** Given exercise **
Find each line containing the string "this". Copy it.

:: Dataset excerpts

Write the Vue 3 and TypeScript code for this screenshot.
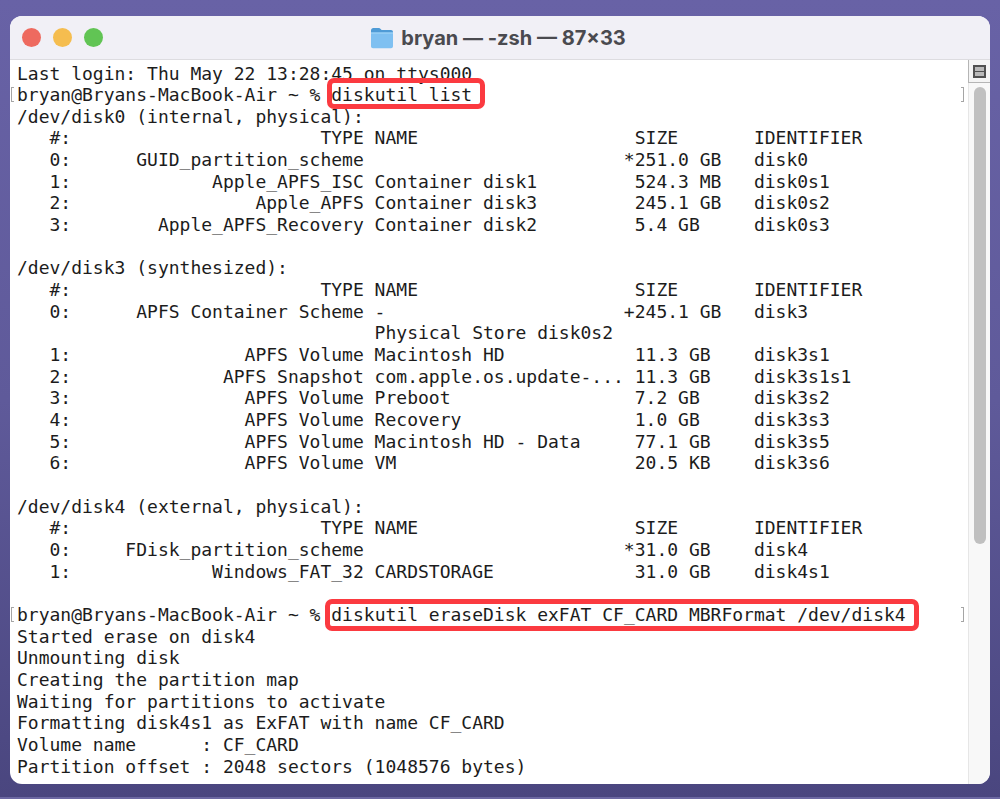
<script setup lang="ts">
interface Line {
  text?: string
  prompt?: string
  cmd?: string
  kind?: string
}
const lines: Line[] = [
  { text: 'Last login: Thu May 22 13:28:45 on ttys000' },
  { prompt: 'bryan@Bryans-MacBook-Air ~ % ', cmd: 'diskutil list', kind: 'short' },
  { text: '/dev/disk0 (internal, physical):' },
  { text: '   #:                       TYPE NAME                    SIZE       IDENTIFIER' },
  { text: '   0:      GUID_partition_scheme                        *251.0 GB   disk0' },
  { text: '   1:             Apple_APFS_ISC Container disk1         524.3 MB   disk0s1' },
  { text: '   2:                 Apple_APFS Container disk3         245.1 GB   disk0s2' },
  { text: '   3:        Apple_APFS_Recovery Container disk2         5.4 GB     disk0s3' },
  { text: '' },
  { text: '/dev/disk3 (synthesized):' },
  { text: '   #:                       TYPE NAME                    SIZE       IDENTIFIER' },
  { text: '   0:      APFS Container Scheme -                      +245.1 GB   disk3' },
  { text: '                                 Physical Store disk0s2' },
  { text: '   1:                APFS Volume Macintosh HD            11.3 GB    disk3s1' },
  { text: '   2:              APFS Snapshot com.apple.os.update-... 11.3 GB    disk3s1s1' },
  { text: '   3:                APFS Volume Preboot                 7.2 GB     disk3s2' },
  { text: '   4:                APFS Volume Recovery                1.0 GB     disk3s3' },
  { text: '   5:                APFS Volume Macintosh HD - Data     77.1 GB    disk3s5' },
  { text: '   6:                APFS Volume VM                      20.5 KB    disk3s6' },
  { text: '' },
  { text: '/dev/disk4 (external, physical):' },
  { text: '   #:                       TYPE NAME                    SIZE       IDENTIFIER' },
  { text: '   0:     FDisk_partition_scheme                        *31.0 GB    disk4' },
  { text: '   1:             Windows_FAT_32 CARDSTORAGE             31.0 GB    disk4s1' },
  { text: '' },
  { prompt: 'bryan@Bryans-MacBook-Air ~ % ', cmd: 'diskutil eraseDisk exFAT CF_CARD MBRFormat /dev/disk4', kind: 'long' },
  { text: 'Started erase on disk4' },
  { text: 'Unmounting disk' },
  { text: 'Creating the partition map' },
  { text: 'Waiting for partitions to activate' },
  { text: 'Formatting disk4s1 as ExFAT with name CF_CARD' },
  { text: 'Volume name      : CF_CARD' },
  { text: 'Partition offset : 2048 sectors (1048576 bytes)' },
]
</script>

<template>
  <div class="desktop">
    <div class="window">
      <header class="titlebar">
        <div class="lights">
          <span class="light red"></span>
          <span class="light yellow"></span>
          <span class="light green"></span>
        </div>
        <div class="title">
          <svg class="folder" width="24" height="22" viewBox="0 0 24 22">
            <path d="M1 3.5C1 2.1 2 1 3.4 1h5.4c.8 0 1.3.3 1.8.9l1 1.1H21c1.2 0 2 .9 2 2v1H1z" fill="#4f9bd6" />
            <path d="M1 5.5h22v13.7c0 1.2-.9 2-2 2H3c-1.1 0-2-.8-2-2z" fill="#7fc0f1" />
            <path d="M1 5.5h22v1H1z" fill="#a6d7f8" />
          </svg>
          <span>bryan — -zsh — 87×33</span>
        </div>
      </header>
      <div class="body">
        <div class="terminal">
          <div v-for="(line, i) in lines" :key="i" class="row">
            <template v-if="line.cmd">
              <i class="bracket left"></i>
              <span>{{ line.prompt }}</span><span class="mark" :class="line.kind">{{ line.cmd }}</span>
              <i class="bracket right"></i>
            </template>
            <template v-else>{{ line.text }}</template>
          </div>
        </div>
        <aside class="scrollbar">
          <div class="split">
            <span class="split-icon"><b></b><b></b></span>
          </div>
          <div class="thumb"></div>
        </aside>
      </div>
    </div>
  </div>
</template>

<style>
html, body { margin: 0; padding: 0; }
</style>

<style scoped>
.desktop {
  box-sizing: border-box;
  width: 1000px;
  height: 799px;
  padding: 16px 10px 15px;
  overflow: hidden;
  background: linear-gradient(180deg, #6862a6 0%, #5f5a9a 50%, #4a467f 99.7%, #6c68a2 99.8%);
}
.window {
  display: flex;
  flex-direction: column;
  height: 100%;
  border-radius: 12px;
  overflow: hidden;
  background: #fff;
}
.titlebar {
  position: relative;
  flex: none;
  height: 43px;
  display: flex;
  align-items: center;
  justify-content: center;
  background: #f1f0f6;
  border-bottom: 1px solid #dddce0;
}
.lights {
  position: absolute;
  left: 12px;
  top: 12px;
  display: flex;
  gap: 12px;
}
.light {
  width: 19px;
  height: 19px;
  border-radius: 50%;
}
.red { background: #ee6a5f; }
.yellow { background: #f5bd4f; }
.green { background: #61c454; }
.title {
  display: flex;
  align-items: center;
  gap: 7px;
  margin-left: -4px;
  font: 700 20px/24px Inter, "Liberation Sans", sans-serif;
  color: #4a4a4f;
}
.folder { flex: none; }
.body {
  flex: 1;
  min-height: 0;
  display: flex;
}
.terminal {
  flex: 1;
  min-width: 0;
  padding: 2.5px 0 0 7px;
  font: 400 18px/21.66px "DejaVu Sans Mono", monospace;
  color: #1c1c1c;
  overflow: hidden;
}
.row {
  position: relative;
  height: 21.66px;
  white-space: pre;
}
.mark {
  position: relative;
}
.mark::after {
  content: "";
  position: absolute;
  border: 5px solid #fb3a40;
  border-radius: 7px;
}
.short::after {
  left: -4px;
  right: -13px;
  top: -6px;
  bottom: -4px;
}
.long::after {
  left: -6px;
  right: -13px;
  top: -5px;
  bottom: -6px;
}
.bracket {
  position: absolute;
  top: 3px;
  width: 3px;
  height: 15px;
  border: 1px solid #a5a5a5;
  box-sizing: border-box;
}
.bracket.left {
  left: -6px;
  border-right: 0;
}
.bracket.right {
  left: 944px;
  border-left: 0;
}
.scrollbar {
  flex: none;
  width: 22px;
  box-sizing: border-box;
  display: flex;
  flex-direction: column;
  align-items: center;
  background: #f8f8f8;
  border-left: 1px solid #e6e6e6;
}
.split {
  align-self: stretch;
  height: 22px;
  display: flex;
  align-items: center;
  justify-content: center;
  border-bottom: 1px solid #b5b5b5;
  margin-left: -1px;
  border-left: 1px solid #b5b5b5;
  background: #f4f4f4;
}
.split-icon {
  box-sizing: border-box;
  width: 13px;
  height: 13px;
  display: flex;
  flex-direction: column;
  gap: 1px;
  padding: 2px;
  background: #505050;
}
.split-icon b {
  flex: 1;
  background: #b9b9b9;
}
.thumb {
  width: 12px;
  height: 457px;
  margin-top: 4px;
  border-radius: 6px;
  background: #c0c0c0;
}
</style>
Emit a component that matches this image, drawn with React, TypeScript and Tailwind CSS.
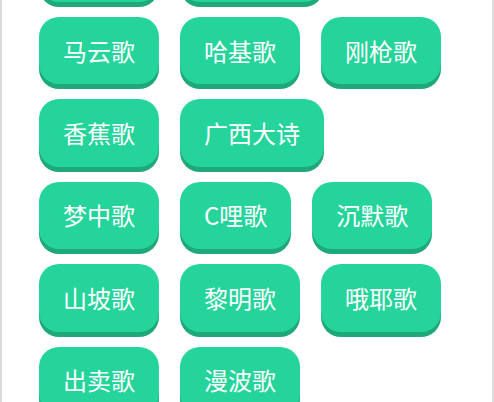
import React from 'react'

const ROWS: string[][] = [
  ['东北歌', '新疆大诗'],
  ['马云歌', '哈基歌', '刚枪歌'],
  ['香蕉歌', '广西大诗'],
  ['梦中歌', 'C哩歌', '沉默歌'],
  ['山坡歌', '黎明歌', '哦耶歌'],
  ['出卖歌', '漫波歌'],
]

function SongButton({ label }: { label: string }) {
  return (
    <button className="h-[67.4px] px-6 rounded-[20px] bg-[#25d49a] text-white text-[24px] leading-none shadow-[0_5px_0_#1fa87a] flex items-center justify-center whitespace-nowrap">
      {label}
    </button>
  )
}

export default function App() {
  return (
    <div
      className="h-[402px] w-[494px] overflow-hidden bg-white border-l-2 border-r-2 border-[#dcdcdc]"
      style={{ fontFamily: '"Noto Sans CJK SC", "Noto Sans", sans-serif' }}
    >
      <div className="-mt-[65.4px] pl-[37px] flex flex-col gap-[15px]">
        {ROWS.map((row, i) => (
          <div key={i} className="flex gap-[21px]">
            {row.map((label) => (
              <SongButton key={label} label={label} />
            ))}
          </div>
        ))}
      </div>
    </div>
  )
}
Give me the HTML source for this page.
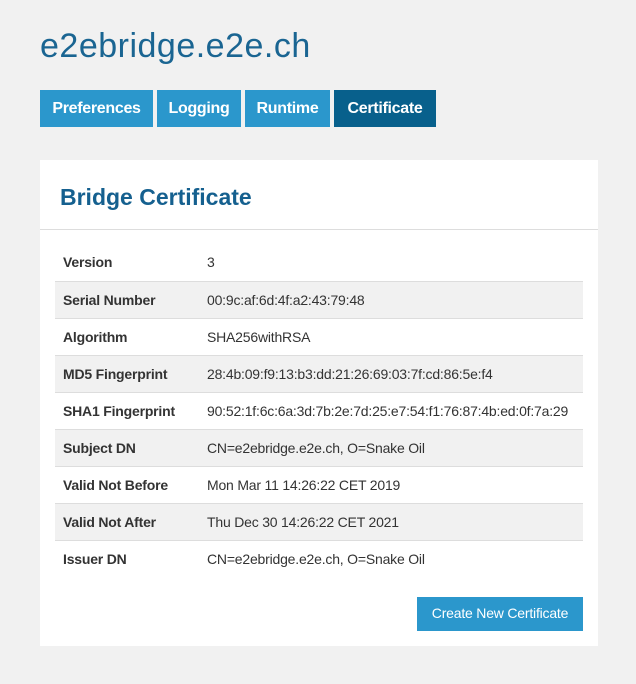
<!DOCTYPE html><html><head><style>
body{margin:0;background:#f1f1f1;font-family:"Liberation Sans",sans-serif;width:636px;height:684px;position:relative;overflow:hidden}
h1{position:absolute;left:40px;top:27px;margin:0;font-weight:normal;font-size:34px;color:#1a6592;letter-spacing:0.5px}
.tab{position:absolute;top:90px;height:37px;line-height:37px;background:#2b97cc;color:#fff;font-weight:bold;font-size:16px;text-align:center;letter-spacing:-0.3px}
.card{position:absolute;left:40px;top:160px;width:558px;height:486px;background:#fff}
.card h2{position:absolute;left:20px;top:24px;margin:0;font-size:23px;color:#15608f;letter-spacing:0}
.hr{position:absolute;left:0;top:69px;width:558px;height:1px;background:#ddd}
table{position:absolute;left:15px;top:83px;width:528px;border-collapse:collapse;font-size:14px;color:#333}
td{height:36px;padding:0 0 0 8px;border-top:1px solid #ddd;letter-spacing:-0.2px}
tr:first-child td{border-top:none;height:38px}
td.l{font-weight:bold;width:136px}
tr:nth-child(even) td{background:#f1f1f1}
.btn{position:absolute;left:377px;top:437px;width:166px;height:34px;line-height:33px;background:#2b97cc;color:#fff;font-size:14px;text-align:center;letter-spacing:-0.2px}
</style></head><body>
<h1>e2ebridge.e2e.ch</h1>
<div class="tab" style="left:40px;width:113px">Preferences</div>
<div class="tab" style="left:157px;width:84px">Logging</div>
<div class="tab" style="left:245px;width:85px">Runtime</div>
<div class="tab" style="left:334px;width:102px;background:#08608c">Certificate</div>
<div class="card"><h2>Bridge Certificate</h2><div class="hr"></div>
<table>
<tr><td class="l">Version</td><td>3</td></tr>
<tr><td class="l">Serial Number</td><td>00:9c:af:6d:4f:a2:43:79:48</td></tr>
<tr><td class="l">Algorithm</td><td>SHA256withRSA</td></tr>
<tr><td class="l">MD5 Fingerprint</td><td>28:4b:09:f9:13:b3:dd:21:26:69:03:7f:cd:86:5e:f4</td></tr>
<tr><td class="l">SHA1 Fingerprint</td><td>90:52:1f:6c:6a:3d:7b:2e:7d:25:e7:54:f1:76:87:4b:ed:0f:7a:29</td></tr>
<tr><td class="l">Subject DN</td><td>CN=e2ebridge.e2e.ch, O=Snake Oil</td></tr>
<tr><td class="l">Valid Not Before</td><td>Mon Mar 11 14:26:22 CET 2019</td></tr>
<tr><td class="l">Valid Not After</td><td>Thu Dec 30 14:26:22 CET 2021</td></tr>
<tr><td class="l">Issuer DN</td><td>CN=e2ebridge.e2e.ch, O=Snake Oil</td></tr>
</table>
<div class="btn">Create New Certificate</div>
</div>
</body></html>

::::

** Final result **
Write the Vue 3 and TypeScript code for this screenshot.
Emit a component that matches this image, drawn with React, TypeScript and Tailwind CSS.
Give me the HTML source for this page.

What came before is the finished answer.